Here, this Brooklyn-based classical composer seems to have found his form—stouter than the early EPs, more concise than 2015’s sprawling The South Shore. Perhaps his game players—pianist R. Andrew Lee, cellist Seth Parker Woods—make a difference as well. Playful and painterly, Trajectories feels like a journey, its stark suites and standalone frugging and pirouetting like candle flames, searing their resolute essences into memory.

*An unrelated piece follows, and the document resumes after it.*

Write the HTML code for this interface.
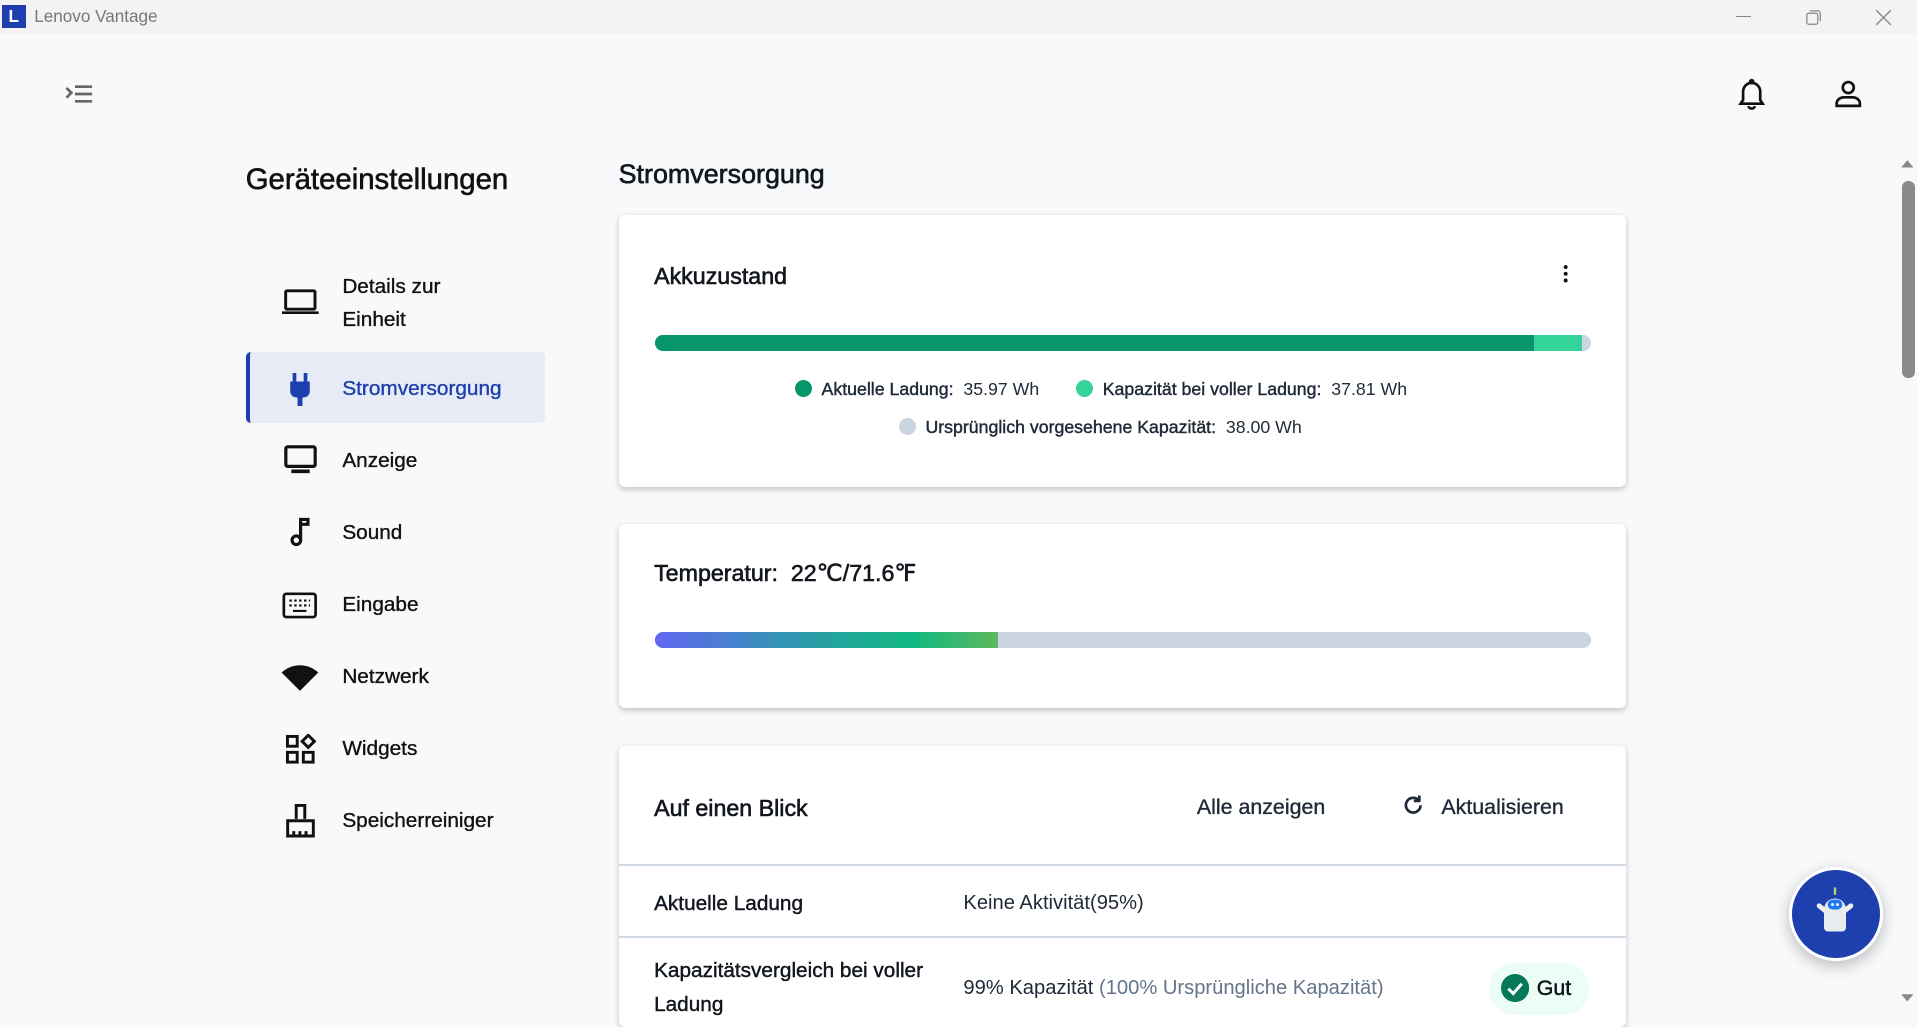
<!DOCTYPE html>
<html><head><meta charset="utf-8">
<style>
html{zoom:1.22258}
*{margin:0;padding:0;box-sizing:border-box}
body{width:1568px;height:823px;overflow:hidden;background:#f8f9fb;font-family:"Liberation Sans",sans-serif;color:#111827;position:relative}
.a{position:absolute;white-space:nowrap}
.tb{position:absolute;left:0;top:0;width:1568px;height:28px;background:#f3f3f3}
.nav{font-size:17px;color:#111;-webkit-text-stroke:0.3px #111}
.card{position:absolute;left:506px;width:824px;background:#fff;border-radius:5px;box-shadow:0 2px 5px rgba(0,0,0,.22)}
.ic{position:absolute}
.dot{display:inline-block;width:14px;height:14px;border-radius:50%;vertical-align:-2px;margin-right:8px}
.lg{font-size:14.5px;color:#1f2937}
.lg b{font-weight:normal;-webkit-text-stroke:0.35px #1f2937}
.h{-webkit-text-stroke:0.5px #111}
</style></head><body>
<div class="tb"></div>
<div class="a" style="left:2px;top:4px;width:19px;height:19px;background:#1e3fae;color:#fff;font-weight:bold;font-size:14px;line-height:19px;padding-left:5px">L</div>
<div class="a" style="left:28px;top:6px;font-size:14px;color:#777">Lenovo Vantage</div>
<div class="a" style="left:1420px;top:13px;width:12px;height:1px;background:#888"></div>
<svg class="ic" style="left:1476px;top:7px" width="14" height="14" viewBox="0 0 14 14" fill="none" stroke="#888" stroke-width="1"><rect x="1.5" y="3.5" width="9" height="9" rx="1.5"/><path d="M4 1.5h6.5a2 2 0 0 1 2 2V10"/></svg>
<svg class="ic" style="left:1534px;top:7px" width="14" height="14" viewBox="0 0 14 14" stroke="#888" stroke-width="1.1"><path d="M1 1l12 12M13 1L1 13"/></svg>

<svg class="ic" style="left:52px;top:68px" width="24" height="18" viewBox="0 0 24 18" fill="none" stroke="#666" stroke-width="2.2"><path d="M2 4l4 4-4 4M9 3h14M9 9h14M9 15h14"/></svg>
<svg class="ic" style="left:1421px;top:64px" width="24" height="26" viewBox="0 0 24 26" fill="none" stroke="#111" stroke-width="2.2"><path d="M12 4a7 7 0 0 0-7 7v7l-2 3h18l-2-3v-7a7 7 0 0 0-7-7zM9.5 23a2.5 2 0 0 0 5 0" /><circle cx="12" cy="3" r="1.2" fill="#111"/></svg>
<svg class="ic" style="left:1499px;top:65px" width="25" height="24" viewBox="0 0 25 24" fill="none" stroke="#111" stroke-width="2.2"><circle cx="12.5" cy="7" r="4.5"/><path d="M3 22v-2a6 5 0 0 1 6-5h7a6 5 0 0 1 6 5v2z"/></svg>

<div class="a h" style="left:201px;top:133px;font-size:24px;color:#111">Geräteeinstellungen</div>

<svg class="ic" style="left:231px;top:236px" width="30" height="21" viewBox="0 0 30 21" fill="none" stroke="#111" stroke-width="2.4"><rect x="3" y="1.5" width="24" height="15" rx="1"/><path d="M0 19.5h30"/></svg>
<div class="a nav" style="left:280px;top:221px;line-height:27px">Details zur<br>Einheit</div>

<div class="a" style="left:201px;top:288px;width:245px;height:58px;background:#e7ebf6;border-radius:4px;border-left:4px solid #1e3fae"></div>
<svg class="ic" style="left:236px;top:305px" width="18" height="27" viewBox="0 0 18 27" fill="#1e3fae"><rect x="3" y="0" width="3" height="7"/><rect x="12" y="0" width="3" height="7"/><path d="M1 7h16v8a5 5 0 0 1-5 5h-1v7h-4v-7h-1a5 5 0 0 1-5-5z"/></svg>
<div class="a nav" style="left:280px;top:308px;color:#1e3fae;-webkit-text-stroke:0.3px #1e3fae">Stromversorgung</div>

<svg class="ic" style="left:232px;top:364px" width="27" height="24" viewBox="0 0 27 24" fill="none" stroke="#111" stroke-width="2.6"><rect x="1.5" y="1.5" width="24" height="16" rx="1.5"/><path d="M6 21.5h15" stroke-width="3"/></svg>
<div class="a nav" style="left:280px;top:367px">Anzeige</div>

<svg class="ic" style="left:236px;top:423px" width="20" height="25" viewBox="0 0 20 25" fill="none" stroke="#111" stroke-width="2.6"><circle cx="6" cy="19" r="3.5"/><path d="M9.5 19V2h6v4h-6"/></svg>
<div class="a nav" style="left:280px;top:426px">Sound</div>

<svg class="ic" style="left:231px;top:484px" width="29" height="22" viewBox="0 0 29 22" fill="none" stroke="#111" stroke-width="2.2"><rect x="1.5" y="1.5" width="26" height="19" rx="2"/><path d="M6 7h2M10 7h2M14 7h2M18 7h2M22 7h1M6 11h2M10 11h2M14 11h2M18 11h2M22 11h1M9 15.5h11" stroke-width="1.8"/></svg>
<div class="a nav" style="left:280px;top:485px">Eingabe</div>

<svg class="ic" style="left:230px;top:543px" width="31" height="22" viewBox="0 0 31 22" fill="#111"><path d="M0.5 7C9 -1 22 -1 30.5 7L15.5 22z"/></svg>
<div class="a nav" style="left:280px;top:544px">Netzwerk</div>

<svg class="ic" style="left:233px;top:600px" width="26" height="26" viewBox="0 0 26 26" fill="none" stroke="#111" stroke-width="2.4"><rect x="2" y="2" width="8" height="8"/><rect x="2" y="15" width="8" height="8"/><rect x="15" y="15" width="8" height="8"/><path d="M19 1l5 5-5 5-5-5z"/></svg>
<div class="a nav" style="left:280px;top:603px">Widgets</div>

<svg class="ic" style="left:232px;top:657px" width="27" height="29" viewBox="0 0 27 29" fill="none" stroke="#111" stroke-width="2.4"><path d="M10 13V2h7v11M3 14.5h21v12.5H3zM3 27v-7M8 27v-4M13 27v-4M18 27v-4M24 27v-7"/></svg>
<div class="a nav" style="left:280px;top:662px">Speicherreiniger</div>

<div class="a h" style="left:506px;top:130px;font-size:22px">Stromversorgung</div>

<div class="card" style="top:176px;height:222px"></div>
<div class="a h" style="left:535px;top:215px;font-size:19px">Akkuzustand</div>
<svg class="ic" style="left:1278px;top:216px" width="6" height="16" viewBox="0 0 6 16" fill="#111"><circle cx="3" cy="2.5" r="1.6"/><circle cx="3" cy="8" r="1.6"/><circle cx="3" cy="13.5" r="1.6"/></svg>
<div class="a" style="left:536px;top:274px;width:765px;height:13px;border-radius:7px;background:#cbd5e1;overflow:hidden">
<div style="position:absolute;left:0;top:0;width:758px;height:13px;background:#34d399"></div>
<div style="position:absolute;left:0;top:0;width:719px;height:13px;background:#079669"></div></div>
<div class="a lg" style="left:650px;top:310px"><span class="dot" style="background:#079669"></span><b>Aktuelle Ladung:</b>&nbsp; 35.97 Wh</div>
<div class="a lg" style="left:880px;top:310px"><span class="dot" style="background:#34d399"></span><b>Kapazität bei voller Ladung:</b>&nbsp; 37.81 Wh</div>
<div class="a lg" style="left:735px;top:341px"><span class="dot" style="background:#cbd5e1"></span><b>Ursprünglich vorgesehene Kapazität:</b>&nbsp; 38.00 Wh</div>

<div class="card" style="top:429px;height:150px"></div>
<div class="a h" style="left:535px;top:458px;font-size:19px">Temperatur:&nbsp; 22℃/71.6℉</div>
<div class="a" style="left:536px;top:517px;width:765px;height:13px;border-radius:7px;background:#cbd5e1;overflow:hidden">
<div style="position:absolute;left:0;top:0;width:280px;height:13px;background:linear-gradient(90deg,#6366f1,#2f97b0 40%,#10b981 75%,#5cb85c)"></div></div>

<div class="card" style="top:610px;height:230px"></div>
<div class="a h" style="left:535px;top:650px;font-size:19px">Auf einen Blick</div>
<div class="a" style="left:979px;top:650px;font-size:17.5px;color:#1f2937;-webkit-text-stroke:0.3px #1f2937">Alle anzeigen</div>
<svg class="ic" style="left:1146px;top:649px" width="20" height="20" viewBox="0 0 20 20" fill="none" stroke="#1f2937" stroke-width="2.2"><path d="M16 10a6 6 0 1 1-2-4.5"/><path d="M15 2v4.5h-4.5" stroke-linejoin="round"/></svg>
<div class="a" style="left:1179px;top:650px;font-size:17.5px;color:#1f2937;-webkit-text-stroke:0.3px #1f2937">Aktualisieren</div>
<div class="a" style="left:506px;top:707px;width:824px;height:1.5px;background:#d1d9e3"></div>
<div class="a" style="left:535px;top:730px;font-size:17px;-webkit-text-stroke:0.35px #111">Aktuelle Ladung</div>
<div class="a" style="left:788px;top:730px;font-size:16.5px;color:#1f2937">Keine Aktivität(95%)</div>
<div class="a" style="left:506px;top:766px;width:824px;height:1.5px;background:#d1d9e3"></div>
<div class="a" style="left:535px;top:780px;font-size:17px;line-height:28px;-webkit-text-stroke:0.35px #111">Kapazitätsvergleich bei voller<br>Ladung</div>
<div class="a" style="left:788px;top:799px;font-size:16.5px;color:#1f2937">99% Kapazität <span style="color:#64748b">(100% Ursprüngliche Kapazität)</span></div>
<div class="a" style="left:1218px;top:788px;width:82px;height:42px;border-radius:21px;background:#ecfdf5"></div>
<svg class="ic" style="left:1228px;top:797px" width="23" height="23" viewBox="0 0 23 23"><circle cx="11.5" cy="11.5" r="11.5" fill="#047857"/><path d="M6 12l4 4 7-8" fill="none" stroke="#fff" stroke-width="2.4"/></svg>
<div class="a" style="left:1257px;top:798px;font-size:17.5px;-webkit-text-stroke:0.4px #111">Gut</div>

<div class="a" style="left:1552px;top:28px;width:16px;height:795px;background:#f9f9fa"></div>
<svg class="ic" style="left:1554px;top:130px" width="12" height="8" viewBox="0 0 12 8" fill="#888"><path d="M6 1l5 6H1z"/></svg>
<div class="a" style="left:1556px;top:148px;width:10px;height:161px;border-radius:5px;background:#8a8a8a"></div>
<svg class="ic" style="left:1554px;top:812px" width="12" height="8" viewBox="0 0 12 8" fill="#888"><path d="M6 7l5-6H1z"/></svg>

<div class="a" style="left:1463px;top:709px;width:77px;height:77px;border-radius:50%;background:#1e3fae;border:3px solid #fff;box-shadow:0 4px 12px rgba(0,0,0,.25)"></div>
<svg class="ic" style="left:1483px;top:724px" width="36" height="42" viewBox="0 0 36 42"><path d="M18 2v6" stroke="#b5d36a" stroke-width="2"/><path d="M5 17l5 4M31 17l-5 4" stroke="#eee" stroke-width="4" stroke-linecap="round"/><path d="M9 20a9 9 0 0 1 18 0v15a3 3 0 0 1-3 3h-12a3 3 0 0 1-3-3z" fill="#e9ecef"/><rect x="12" y="12" width="12" height="8" rx="4" fill="#1d78f2"/><circle cx="16" cy="16" r="1.2" fill="#fff"/><circle cx="20" cy="16" r="1.2" fill="#fff"/></svg>
</body></html>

And while the felicity of the “Visages” pieces held the most immediate appeal for me, there’s a special, meditative quality to the way “Breathing Trajectories—Part II” mines surprise from trilled, sour chords. Apropos of nothing, something I’ve just realized: the lower register motif from opener “by Itself” somewhat resembles Brian Eno’s “Fickle Sun (II) The Hour is Thin.”

Mia Zabelka, Cellular Resonance (Little Crackd Rabbit)

Finding one’s footing while Cellular Resonance plays is a losing proposition. Violins and guitars rest at the base of this latest from Vienna’s Mia Zabelka, but they’re tortured and distended to extremes, like extenuated versions of Glenn Branca symphonies. The mix, courtesy of co-producer/co-composer Lydia Lunch, hacks up violin violence and shocks of noise, even as there’s little sense of floors or walls: you are herky-jerking somewhere in vague space. Seltzer-submerged drone poem “Cellular Resonance #4” aside, Resonance is best when firmly maximalist-minded. Check the fractal, resin-scorched havoc “Cellular Resonance #5” brings to bear, or how the industrial-metal loop-de-woooooo “Cellular Resonance #2” threatens to sprain eardrums and peel paint from hubcaps. What life is all about.